Muhammad Ali vs. Floyd Patterson refers to two heavyweight professional boxing matches between Muhammad Ali and Floyd Patterson. The first match took place on November 22, 1965 for the WBC/Ring/lineal world heavyweight championship; and the second on September 20, 1972, for the regional  North American Boxing Federation (NABF) heavyweight title. Ali won both fights through technical knockouts. The first fight was stopped in the 12th round; and the second after the 7th round.  

Patterson had previously lost his heavyweight title to Sonny Liston in a 1st round knockout.  In a later rematch, Patterson lost again in the 1st round. Liston later lost the title to Ali.  Meanwhile, Patterson won bouts against Eddie Machen and George Chuvalo. Patterson was now the number-one challenger for the title held by Ali. 

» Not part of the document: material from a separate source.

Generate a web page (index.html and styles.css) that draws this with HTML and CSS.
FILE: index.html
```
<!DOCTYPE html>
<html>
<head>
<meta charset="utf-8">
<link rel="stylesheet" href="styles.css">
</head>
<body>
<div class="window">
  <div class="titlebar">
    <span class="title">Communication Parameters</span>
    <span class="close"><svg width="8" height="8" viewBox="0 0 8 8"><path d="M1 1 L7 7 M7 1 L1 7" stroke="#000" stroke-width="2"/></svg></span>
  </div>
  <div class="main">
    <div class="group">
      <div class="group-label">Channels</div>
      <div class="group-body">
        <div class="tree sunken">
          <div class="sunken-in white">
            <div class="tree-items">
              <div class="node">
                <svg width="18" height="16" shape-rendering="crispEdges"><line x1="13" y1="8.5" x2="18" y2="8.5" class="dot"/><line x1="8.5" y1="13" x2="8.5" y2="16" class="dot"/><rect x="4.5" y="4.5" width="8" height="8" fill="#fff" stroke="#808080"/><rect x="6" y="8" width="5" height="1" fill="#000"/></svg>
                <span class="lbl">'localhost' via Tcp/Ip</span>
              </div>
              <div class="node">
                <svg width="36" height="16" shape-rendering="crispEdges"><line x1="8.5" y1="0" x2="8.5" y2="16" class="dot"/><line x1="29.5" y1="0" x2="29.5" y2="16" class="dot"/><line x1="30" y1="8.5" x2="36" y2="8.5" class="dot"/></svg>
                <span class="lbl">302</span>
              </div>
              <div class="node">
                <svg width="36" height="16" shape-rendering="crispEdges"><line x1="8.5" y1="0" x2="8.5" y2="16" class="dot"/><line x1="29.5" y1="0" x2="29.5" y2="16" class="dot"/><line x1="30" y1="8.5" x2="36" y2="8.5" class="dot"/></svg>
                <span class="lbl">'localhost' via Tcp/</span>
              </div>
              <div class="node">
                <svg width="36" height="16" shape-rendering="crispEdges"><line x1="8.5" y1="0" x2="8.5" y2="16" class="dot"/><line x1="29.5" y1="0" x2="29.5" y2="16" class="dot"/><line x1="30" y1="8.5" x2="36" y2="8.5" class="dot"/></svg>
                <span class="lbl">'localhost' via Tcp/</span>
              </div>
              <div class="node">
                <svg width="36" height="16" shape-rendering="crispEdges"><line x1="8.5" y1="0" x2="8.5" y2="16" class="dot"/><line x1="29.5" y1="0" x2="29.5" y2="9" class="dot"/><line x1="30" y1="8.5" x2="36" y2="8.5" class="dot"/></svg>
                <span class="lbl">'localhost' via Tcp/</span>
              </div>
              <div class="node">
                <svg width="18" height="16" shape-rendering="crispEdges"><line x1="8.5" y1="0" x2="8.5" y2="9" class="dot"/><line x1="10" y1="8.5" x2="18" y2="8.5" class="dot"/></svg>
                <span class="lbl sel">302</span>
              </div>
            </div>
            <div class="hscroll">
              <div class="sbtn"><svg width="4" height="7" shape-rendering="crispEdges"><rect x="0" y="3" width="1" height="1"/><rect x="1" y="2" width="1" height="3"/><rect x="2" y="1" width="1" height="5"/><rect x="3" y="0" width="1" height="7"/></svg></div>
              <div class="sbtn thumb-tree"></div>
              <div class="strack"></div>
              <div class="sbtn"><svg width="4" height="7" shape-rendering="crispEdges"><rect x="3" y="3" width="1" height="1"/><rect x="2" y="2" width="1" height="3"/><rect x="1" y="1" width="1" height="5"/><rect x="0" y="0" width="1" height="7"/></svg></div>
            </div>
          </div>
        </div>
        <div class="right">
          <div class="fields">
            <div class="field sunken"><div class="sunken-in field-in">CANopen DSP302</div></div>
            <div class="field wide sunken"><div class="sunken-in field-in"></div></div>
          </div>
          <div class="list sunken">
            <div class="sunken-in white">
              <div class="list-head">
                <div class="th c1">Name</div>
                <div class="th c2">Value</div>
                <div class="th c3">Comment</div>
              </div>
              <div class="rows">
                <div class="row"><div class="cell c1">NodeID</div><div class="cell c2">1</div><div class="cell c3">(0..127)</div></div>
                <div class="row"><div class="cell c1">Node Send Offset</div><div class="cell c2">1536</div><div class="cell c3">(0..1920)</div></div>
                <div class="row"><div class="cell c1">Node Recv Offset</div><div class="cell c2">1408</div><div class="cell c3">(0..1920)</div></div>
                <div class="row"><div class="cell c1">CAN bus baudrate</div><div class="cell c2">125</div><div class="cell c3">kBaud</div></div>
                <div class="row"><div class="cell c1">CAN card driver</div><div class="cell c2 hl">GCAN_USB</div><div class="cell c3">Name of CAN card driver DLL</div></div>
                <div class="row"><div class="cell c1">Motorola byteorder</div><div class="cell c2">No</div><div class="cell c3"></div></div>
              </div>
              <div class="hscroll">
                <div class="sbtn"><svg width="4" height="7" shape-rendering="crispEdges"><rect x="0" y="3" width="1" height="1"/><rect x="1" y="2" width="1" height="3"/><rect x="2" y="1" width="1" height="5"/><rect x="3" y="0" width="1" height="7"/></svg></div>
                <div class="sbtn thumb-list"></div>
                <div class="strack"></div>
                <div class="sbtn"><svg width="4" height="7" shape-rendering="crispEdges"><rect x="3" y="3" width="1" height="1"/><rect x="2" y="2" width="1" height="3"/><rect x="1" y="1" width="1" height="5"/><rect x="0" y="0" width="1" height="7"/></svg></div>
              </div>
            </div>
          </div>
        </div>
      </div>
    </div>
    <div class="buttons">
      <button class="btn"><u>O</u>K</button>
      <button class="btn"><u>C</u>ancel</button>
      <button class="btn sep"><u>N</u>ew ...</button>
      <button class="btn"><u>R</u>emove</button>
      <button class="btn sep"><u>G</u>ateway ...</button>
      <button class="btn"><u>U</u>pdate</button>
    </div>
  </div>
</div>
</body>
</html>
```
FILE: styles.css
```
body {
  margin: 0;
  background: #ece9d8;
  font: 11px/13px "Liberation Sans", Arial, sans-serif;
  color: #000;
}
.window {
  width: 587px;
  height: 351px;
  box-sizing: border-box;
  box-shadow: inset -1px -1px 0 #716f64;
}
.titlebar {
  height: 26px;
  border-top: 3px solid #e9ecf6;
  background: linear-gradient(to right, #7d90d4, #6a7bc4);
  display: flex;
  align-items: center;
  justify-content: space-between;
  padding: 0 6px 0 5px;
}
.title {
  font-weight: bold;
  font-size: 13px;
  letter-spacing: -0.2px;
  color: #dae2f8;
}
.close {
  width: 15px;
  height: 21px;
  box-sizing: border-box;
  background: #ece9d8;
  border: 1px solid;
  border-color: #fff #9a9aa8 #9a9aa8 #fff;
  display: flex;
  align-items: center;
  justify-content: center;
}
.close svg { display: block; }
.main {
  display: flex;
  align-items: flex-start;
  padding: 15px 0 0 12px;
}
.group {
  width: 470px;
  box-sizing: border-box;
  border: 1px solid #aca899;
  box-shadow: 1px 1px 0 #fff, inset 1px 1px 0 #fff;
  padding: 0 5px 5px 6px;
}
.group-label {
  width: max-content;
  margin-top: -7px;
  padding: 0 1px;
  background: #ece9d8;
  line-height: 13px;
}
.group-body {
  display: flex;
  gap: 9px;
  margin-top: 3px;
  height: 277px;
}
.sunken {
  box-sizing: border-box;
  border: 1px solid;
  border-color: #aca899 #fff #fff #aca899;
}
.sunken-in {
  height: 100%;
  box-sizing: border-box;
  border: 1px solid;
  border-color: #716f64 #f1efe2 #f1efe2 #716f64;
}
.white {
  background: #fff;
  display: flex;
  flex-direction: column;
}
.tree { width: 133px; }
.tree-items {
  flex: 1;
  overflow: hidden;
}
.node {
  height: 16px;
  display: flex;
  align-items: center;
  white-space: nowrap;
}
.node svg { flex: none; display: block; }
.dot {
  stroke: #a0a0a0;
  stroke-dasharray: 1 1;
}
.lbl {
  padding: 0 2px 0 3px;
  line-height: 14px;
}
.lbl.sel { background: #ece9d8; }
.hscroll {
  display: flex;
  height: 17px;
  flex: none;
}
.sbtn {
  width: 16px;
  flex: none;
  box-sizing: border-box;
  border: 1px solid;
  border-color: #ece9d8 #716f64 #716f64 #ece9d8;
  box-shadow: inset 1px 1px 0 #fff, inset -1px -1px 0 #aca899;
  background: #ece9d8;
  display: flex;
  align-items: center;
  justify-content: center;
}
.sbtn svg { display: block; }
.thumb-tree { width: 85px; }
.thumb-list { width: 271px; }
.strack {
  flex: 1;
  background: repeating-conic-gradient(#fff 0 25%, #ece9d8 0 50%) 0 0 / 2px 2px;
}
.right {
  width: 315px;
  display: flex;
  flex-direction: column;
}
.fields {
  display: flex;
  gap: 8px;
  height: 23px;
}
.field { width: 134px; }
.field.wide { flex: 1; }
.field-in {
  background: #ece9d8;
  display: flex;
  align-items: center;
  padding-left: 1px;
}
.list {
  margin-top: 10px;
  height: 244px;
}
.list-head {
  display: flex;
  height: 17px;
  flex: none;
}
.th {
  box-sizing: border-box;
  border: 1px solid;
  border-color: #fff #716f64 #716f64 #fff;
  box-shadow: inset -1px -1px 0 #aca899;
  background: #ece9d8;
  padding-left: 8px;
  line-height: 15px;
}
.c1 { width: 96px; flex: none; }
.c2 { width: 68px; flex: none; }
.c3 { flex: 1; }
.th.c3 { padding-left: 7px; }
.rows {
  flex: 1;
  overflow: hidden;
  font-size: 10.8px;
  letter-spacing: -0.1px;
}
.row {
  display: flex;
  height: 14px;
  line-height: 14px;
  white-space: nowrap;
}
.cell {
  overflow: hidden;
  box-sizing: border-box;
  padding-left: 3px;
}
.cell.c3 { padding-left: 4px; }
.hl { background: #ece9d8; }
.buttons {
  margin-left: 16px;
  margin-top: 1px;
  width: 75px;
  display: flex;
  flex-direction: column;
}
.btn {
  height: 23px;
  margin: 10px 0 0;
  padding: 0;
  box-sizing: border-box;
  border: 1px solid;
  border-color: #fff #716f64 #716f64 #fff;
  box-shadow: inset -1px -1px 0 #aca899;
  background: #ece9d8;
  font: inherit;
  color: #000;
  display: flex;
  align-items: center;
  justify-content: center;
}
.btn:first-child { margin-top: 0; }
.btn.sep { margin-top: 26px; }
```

On November 22, 1965, Patterson fought Ali for the first time. Patterson lost by technical knockout at the end of the 12th round, going into the fight with an optimistic view. Instead of scoring a quick knockout, Ali mocked, humiliated and punished Patterson throughout, before the referee stopped the fight in the 12th round. A New York Times reporter complained that the fight was like watching someone "pulling the wings off a butterfly."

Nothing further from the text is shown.